As I said above, Immersion as a function of time is normally noisy but functionally flat; it is constantly depleted by random errors in computing but constantly restored by everything else. Every second they're experiencing anything, the natives experience most of the world working as they've come to expect, and moreover informing them implicitly that they are existing correctly, if only in a physical sense. This acts to smooth out all the little bumps, and the big bumps, and generally drag the world back to accepting itself as real.

Non-natives, on the other hand, experience just the opposite: not only does nothing work quite right, but it keeps querying them in strange ways, so their Immersion slowly erodes as the nagging feeling they aren't what they think they are slowly colors their awareness. Even the most perfect of them have to stop and translate their sensory input and construct their output, and this leads to a thousand little glitches too small to individually matter but collectively big enough to require them to find another source of Immersion or suffer a break.

For dreamjackers and SUEs alike, then, Immersion works fundamentally differently than it does for natives: it's the assertion that they are what they think they are despite the constant protestations of local reality that what they think they are does not exist. In more poetic terms, they're the only reality they have left, and so they become literally realer than they've ever been to compensate. (Incidentally, this is also why neither of them dream. They're essentially dreaming of themselves constantly just to exist.)

With that in mind:

Immersion is not purely rational; the more something impresses itself on a given observer the more resources they devote to it and the harder it is to isolate before something snaps, which means a bigger bump on the aforesaid graph. To refer to an overused example, this means that a laser pistol hurts the medieval peasant's Immersion less than a laser cannon, even though they work on exactly the same locally nonsensical physical principles. Moreover, people being the emotional creatures they are, particularly emotionally impactful uses hurt more as well; seeing the aforementioned cannon vaporize a random rock hurts less than seeing it vaporize his house. Emotional depth also sucks up cognitive resources, magnifying the response that has to be swept under the cognitive rug. Smart non-natives use weird stuff at one remove from anything huge or important.

Furthermore, that magnitude is significantly affected by the observer's current emotional state. Properly prepared, most minds can swallow a lot more than they can by surprise. This is why gods can enact sweeping changes with relative ease; the pageantry and lights and choirs and so forth act to prep the minds in attendance that something weird is happening, thereby providing an easily rationalized explanation. The same is true of technobabble, making it an extremely valuable skill in sneaking nonsense under the audience's collective noses without anything breaking. Gimmicks take second place behind making sure no one sees anything, but it's a close second.

On the subject of making sure no one sees anything, logical people might assume that simply being out of sight of everyone might work – that is to say, simply popping off to the core of the planet or depths of space is sufficient to allow them unlimited operational freedom. Unfortunately, the simulation itself is always watching, albeit through slightly different eyes.
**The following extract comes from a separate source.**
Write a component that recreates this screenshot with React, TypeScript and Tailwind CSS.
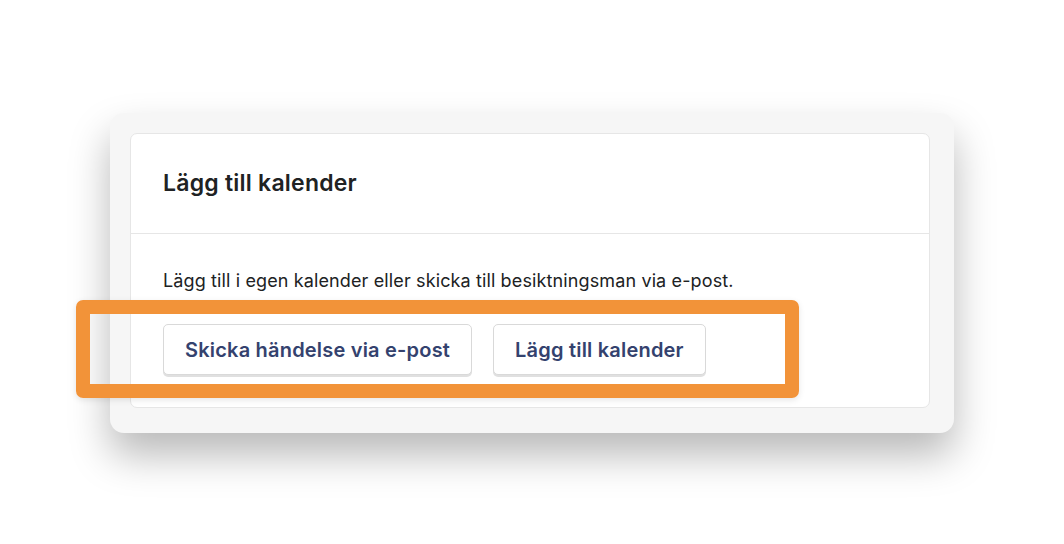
import React from "react";

const font = { fontFamily: "Inter, 'Noto Sans', sans-serif" };

function Button({ children }: { children: React.ReactNode }) {
  return (
    <button className="h-[51px] rounded-[5px] border border-[#d9d9d9] bg-white px-[21px] text-[20px] font-semibold tracking-[0.01em] text-[#34426e] shadow-[0_2px_0_rgba(0,0,0,0.12)]">
      {children}
    </button>
  );
}

export default function App() {
  return (
    <div className="min-h-[544px] bg-white pt-[113px]" style={font}>
      <div className="mx-auto w-[844px] rounded-[14px] bg-[#f6f6f6] pb-[25px] pl-[20px] pr-[24px] pt-[20px] shadow-[0_22px_40px_rgba(0,0,0,0.28)]">
        <div className="relative rounded-[7px] border border-[#e6e6e6] bg-white">
          <div className="flex h-[100px] items-center border-b border-[#e6e6e6] px-[32px]">
            <h2 className="text-[23px] font-semibold tracking-[0.01em] text-[#202223]">Lägg till kalender</h2>
          </div>
          <div className="px-[32px] pb-[32px] pt-[34px]">
            <p className="text-[18px] leading-[26px] tracking-[0.007em] text-[#202223]">
              Lägg till i egen kalender eller skicka till besiktningsman via e-post.
            </p>
            <div className="mt-[30px] flex gap-[21px]">
              <Button>Skicka händelse via e-post</Button>
              <Button>Lägg till kalender</Button>
            </div>
          </div>
          <div className="pointer-events-none absolute left-[-55px] top-[166px] h-[98px] w-[723px] rounded-[7px] border-[14px] border-[#f29339] shadow-[0_2px_6px_rgba(0,0,0,0.1)]" />
        </div>
      </div>
    </div>
  );
}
It sees non-determinism, at least on whatever crazy terms it's been told constitute deterministic physics, which means that empty space is positively the worst place to hide from it; with no one doing anything there, logically everything should go where the laws of nature dictate it should, and errors can be swiftly identified and corrected. However, where people are concerned, suddenly errors are constant and logic at best a very strong suggestion. People generate a sort of groundscatter of exceptions, and under cover of that it's harder to detect that non-natives are there, let alone active. This means that, paradoxically, dreamjackers are safest in populated places or when embroiled in major events, particularly those central to the story the dreamer itself is telling – the general confusion of so many active minds can hide nearly anything, so long as it's hidden from the more mundane observers. It's generally easier to hide things from non-omniscient observers anyway.

So what all of this means is that Agency dreamjackers are playing two games at the same time. The first is a simple numbers game: they need to act in their own way often enough to keep themselves from breaking, but present those actions in such a way that no one else snaps from witnessing them. At the same time, they need to weave their actions into the larger story to hide the inevitable errors from the simulation itself, or else the sim will break – which breaks everyone as time itself grinds to a shrieking and asynchronous halt, causality just gives up and physics starts randomly guessing until Lovecraftian horrors arrive. They also need to keep the far less limited SUEs from doing either of these things and avoid a messy death at their hands in the process.

We'll get into the specifics of the mechanics later, once I've ironed out the massive mechanical problems inherent to a system that needs to encompass so much, but for now: every potentially weird event has some kind of base Immersion cost to make it happen based on the magnitude of the effect, like Endurance in HERO6. This is then multiplied, per observer, by some number from 1 to 10 based on the emotional and rational impact. Event-native observers have their Immersion increased by that much; everyone else gets it decreased by that much.

In practice, everyone but the DM has only one multiplier to keep track of, while the DM has at most maybe three; since everyone but the SUEs and the PCs is a native, the multipliers should be identical unless an exceptionally impactful event bumps it up by one or two. It's very wingable, so to speak; the last thing I want is for this to drag down an otherwise eventful scene.

So, in conclusion, the kind of thing we're saying works well is meeting the setting's problems (to wit, the SUEs) with solutions that bear the hallmarks of each agent's background, then carefully picking when to employ the more fantastic elements of their arsenal to maximize effect while minimizing Immersion loss. It's entirely possible to go out of (in-character) character, but that severely drains their ability to keep dealing with the weirdness they're constantly experiencing, so in general you want what your character does to restore Immersion so that what others do can drain it without breaking. If you're a pulp fiction strongman, solve problems by punching; if you're a master physician, go heal some folks. It's very much a case of everything looking like a nail when all one has is a hammer, except the people you're working with only have a saw, a screwdriver, a duck and solipsism, respectively, and the nail hammers back, and there's every chance of a noise complaint delivered via reality breaking.